Paul Ehrlich, call your office. I love it that no matter what is happening to humanity, we’re always doomed in the end.
5. From No Labels to No Mojo. Oh isn’t this cute: those nice, Kumbaya-singing “post-partisan” people at No Labels are trying to shed their “centrist” image by. . . well what exactly isn’t quite clear from this Yahoo News account. Sounds like they’re now going to try to “break gridlock” by . . . compromising. Let’s see, let’s see, where have I heard that word “compromising” before? Oh yes, that’s it! It’s called “politics,” and it’s something people in a place called “Congress” do from time to time without supervision from the benighted membership of No Labels, on those rare instances when “gridlock,” otherwise known as “checks and balances” and protections of individual rights, isn’t rightly in the way of government doing something extremely stupid, instead of just something routinely stupid.
The one idea in the article is a “No Budget, No Pay” act. Sounds fine, except that California, which historically has gone without budgets for months in years past, adopted this measure recently.

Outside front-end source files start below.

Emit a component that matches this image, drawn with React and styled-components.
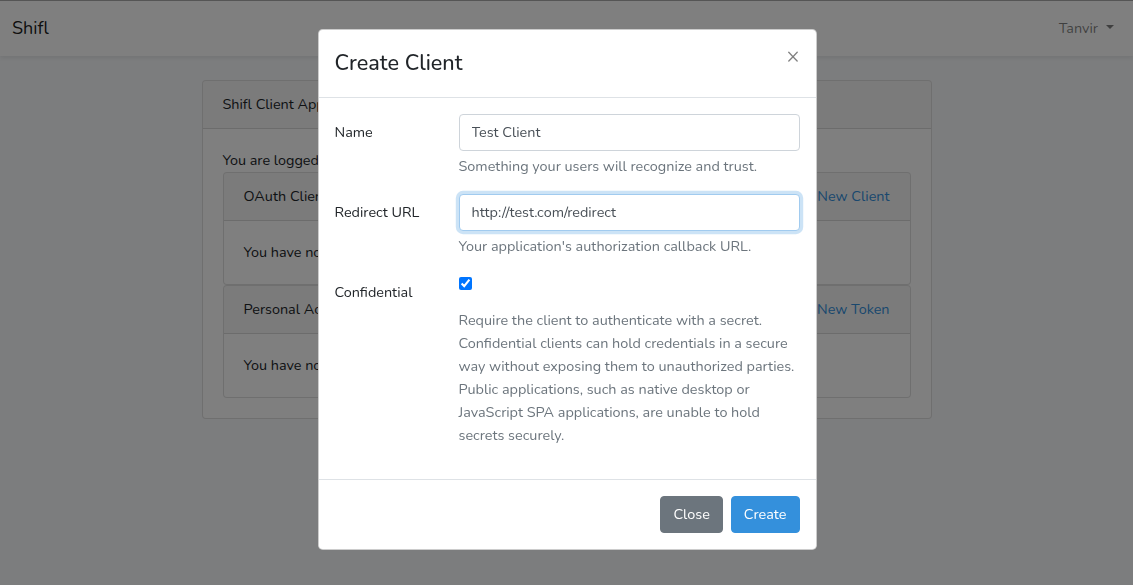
import React from "react";
import styled, { createGlobalStyle } from "styled-components";

const GlobalStyle = createGlobalStyle`
  html, body {
    margin: 0;
    padding: 0;
  }
  body {
    font-family: "Nunito", "Lato", "Open Sans", sans-serif;
    font-size: 14.4px;
    line-height: 1.6;
    color: #212529;
    background: #f8fafc;
  }
  * {
    box-sizing: border-box;
  }
`;

const Navbar = styled.nav`
  height: 56px;
  border-top: 1px solid #aaaaaa;
  background: #fff;
  box-shadow: 0 2px 4px rgba(0, 0, 0, 0.075);
  display: flex;
  align-items: center;
  justify-content: space-between;
  padding: 0 19px 0 12px;
`;

const Brand = styled.a`
  font-size: 18px;
  color: rgba(0, 0, 0, 0.9);
  text-decoration: none;
`;

const NavUser = styled.a`
  color: rgba(0, 0, 0, 0.5);
  text-decoration: none;
  display: flex;
  align-items: center;

  &::after {
    content: "";
    display: inline-block;
    margin-left: 8px;
    border-top: 4.3px solid;
    border-left: 4.3px solid transparent;
    border-right: 4.3px solid transparent;
    margin-top: -2px;
  }
`;

const Main = styled.main`
  padding-top: 24px;
`;

const Card = styled.div`
  width: ${(p) => (p.$inner ? "auto" : "730px")};
  margin: 0 auto;
  background: #fff;
  border: 1px solid rgba(0, 0, 0, 0.125);
  border-radius: 4px;
  overflow: hidden;
`;

const CardHeader = styled.div`
  padding: 12px 20px;
  background: rgba(0, 0, 0, 0.03);
  border-bottom: 1px solid rgba(0, 0, 0, 0.125);
  display: flex;
  justify-content: space-between;
`;

const CardBody = styled.div`
  padding: 20px;
`;

const Link = styled.a`
  color: #3490dc;
  text-decoration: none;
`;

const Backdrop = styled.div`
  position: fixed;
  inset: 0;
  background: rgba(0, 0, 0, 0.5);
`;

const ModalLayer = styled.div`
  position: fixed;
  inset: 0;
  display: flex;
  justify-content: center;
  align-items: flex-start;
`;

const ModalContent = styled.div`
  width: 499px;
  margin-top: 29px;
  margin-left: 1px;
  background: #fff;
  border: 1px solid rgba(0, 0, 0, 0.2);
  border-radius: 4.8px;
  display: flex;
  flex-direction: column;
`;

const ModalHeader = styled.div`
  display: flex;
  align-items: flex-start;
  justify-content: space-between;
  padding: 16px;
  border-bottom: 1px solid #dee2e6;
`;

const ModalTitle = styled.h4`
  margin: 0;
  font-size: 21.6px;
  font-weight: 500;
  line-height: 1.6;
`;

const CloseX = styled.button`
  margin: -16px -16px -16px auto;
  padding: 16px;
  background: transparent;
  border: 0;
  font-family: inherit;
  font-size: 21.6px;
  font-weight: 400;
  line-height: 1;
  color: #000;
  opacity: 0.5;
  cursor: pointer;
`;

const ModalBody = styled.div`
  padding: 16px;
`;

const FormGroup = styled.div`
  display: grid;
  grid-template-columns: 124px 1fr;
  margin-bottom: 16px;
`;

const Label = styled.label`
  padding: 7px 0;
  line-height: 1.6;
`;

const Input = styled.input`
  display: block;
  width: 100%;
  height: 37px;
  padding: 6px 12px;
  font-family: inherit;
  font-size: 14.4px;
  line-height: 1.6;
  color: #495057;
  background: #fff;
  border: 1px solid ${(p) => (p.$focus ? "#a1cbef" : "#ced4da")};
  border-radius: 4px;
  outline: none;
  box-shadow: ${(p) => (p.$focus ? "0 0 0 3.2px rgba(52, 144, 220, 0.25)" : "none")};
`;

const HelpText = styled.span`
  display: block;
  margin-top: 4px;
  color: #6c757d;
`;

const CheckLabel = styled.label`
  display: inline-block;
  margin-bottom: 8px;
  height: 23px;

  input {
    margin: 3px 0 0 0;
    width: 13px;
    height: 13px;
    vertical-align: top;
  }
`;

const ModalFooter = styled.div`
  display: flex;
  justify-content: flex-end;
  align-items: center;
  padding: 12px;
  border-top: 1px solid #dee2e6;
`;

const Button = styled.button`
  margin: 4px;
  padding: 6px 12px;
  font-family: inherit;
  font-size: 14.4px;
  line-height: 1.6;
  color: #fff;
  background: ${(p) => (p.$primary ? "#3490dc" : "#6c757d")};
  border: 1px solid ${(p) => (p.$primary ? "#3490dc" : "#6c757d")};
  border-radius: 4px;
  cursor: pointer;
`;

const App = () => {
    return (
        <>
            <GlobalStyle />
            <Navbar>
                <Brand href="#">Shifl</Brand>
                <NavUser href="#">Tanvir</NavUser>
            </Navbar>

            <Main>
                <Card>
                    <CardHeader>Shifl Client Applications</CardHeader>
                    <CardBody>
                        You are logged in!
                        <Card $inner>
                            <CardHeader>
                                <span>OAuth Clients</span>
                                <Link href="#">Create New Client</Link>
                            </CardHeader>
                            <CardBody>You have not created any OAuth clients.</CardBody>
                        </Card>
                        <Card $inner>
                            <CardHeader>
                                <span>Personal Access Tokens</span>
                                <Link href="#">Create New Token</Link>
                            </CardHeader>
                            <CardBody>You have not created any personal access tokens.</CardBody>
                        </Card>
                    </CardBody>
                </Card>
            </Main>

            <Backdrop />

            <ModalLayer>
                <ModalContent>
                    <ModalHeader>
                        <ModalTitle>Create Client</ModalTitle>
                        <CloseX type="button">×</CloseX>
                    </ModalHeader>

                    <ModalBody>
                        <FormGroup>
                            <Label>Name</Label>
                            <div>
                                <Input type="text" defaultValue="Test Client" />
                                <HelpText>Something your users will recognize and trust.</HelpText>
                            </div>
                        </FormGroup>

                        <FormGroup>
                            <Label>Redirect URL</Label>
                            <div>
                                <Input type="text" $focus defaultValue="http://test.com/redirect" />
                                <HelpText>Your application's authorization callback URL.</HelpText>
                            </div>
                        </FormGroup>

                        <FormGroup>
                            <Label>Confidential</Label>
                            <div>
                                <CheckLabel>
                                    <input type="checkbox" defaultChecked />
                                </CheckLabel>
                                <HelpText>
                                    Require the client to authenticate with a secret. Confidential clients can hold
                                    credentials in a secure way without exposing them to unauthorized parties.
                                    Public applications, such as native desktop or JavaScript SPA applications,
                                    are unable to hold secrets securely.
                                </HelpText>
                            </div>
                        </FormGroup>
                    </ModalBody>

                    <ModalFooter>
                        <Button type="button">Close</Button>
                        <Button type="button" $primary>Create</Button>
                    </ModalFooter>
                </ModalContent>
            </ModalLayer>
        </>
    );
};

export default App;
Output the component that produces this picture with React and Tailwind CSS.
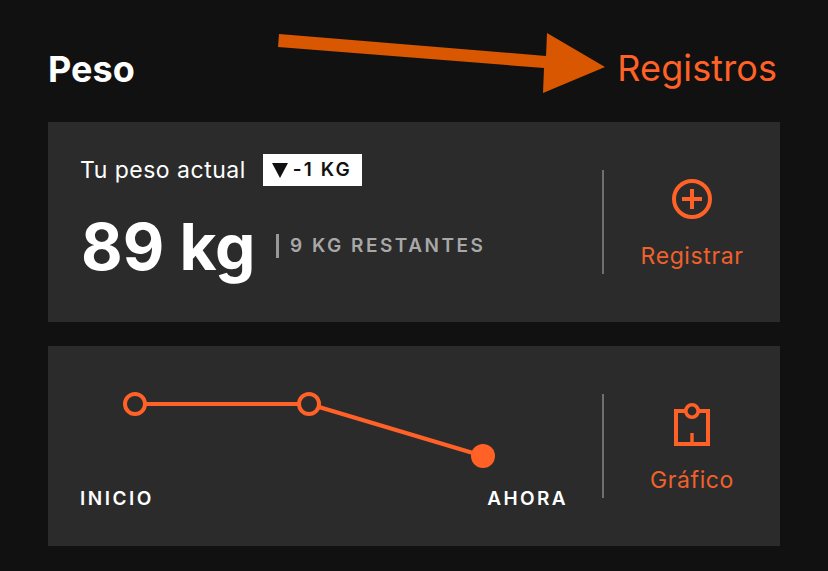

So budgets aren’t late any more. They’re passed on time now, but they’re completely phony, and everyone knows it. With a Congress that, unlike California, can borrow unlimited amounts of money, does anyone really think a “No Budget, No Pay” Act will really amount to a significant reform? Even Harry Reid could figure out his way through this one.
There ought to be truth-in-labeling for No Labels. Something like “No Brains.”
Besides which, let’s say it all together: Long Live Gridlock!
6. I saved the best for last. This headline explains itself: “Student at All-Women’s College Wants to Stay at School After Adding Penis.” The school paper describes this as a “thorny issue.” Plus this: “The prospect of the transgender student living on campus has angered some alumnae.” Sounds like fodder for a Judd Apatow movie. Sometimes you just can’t make stuff up.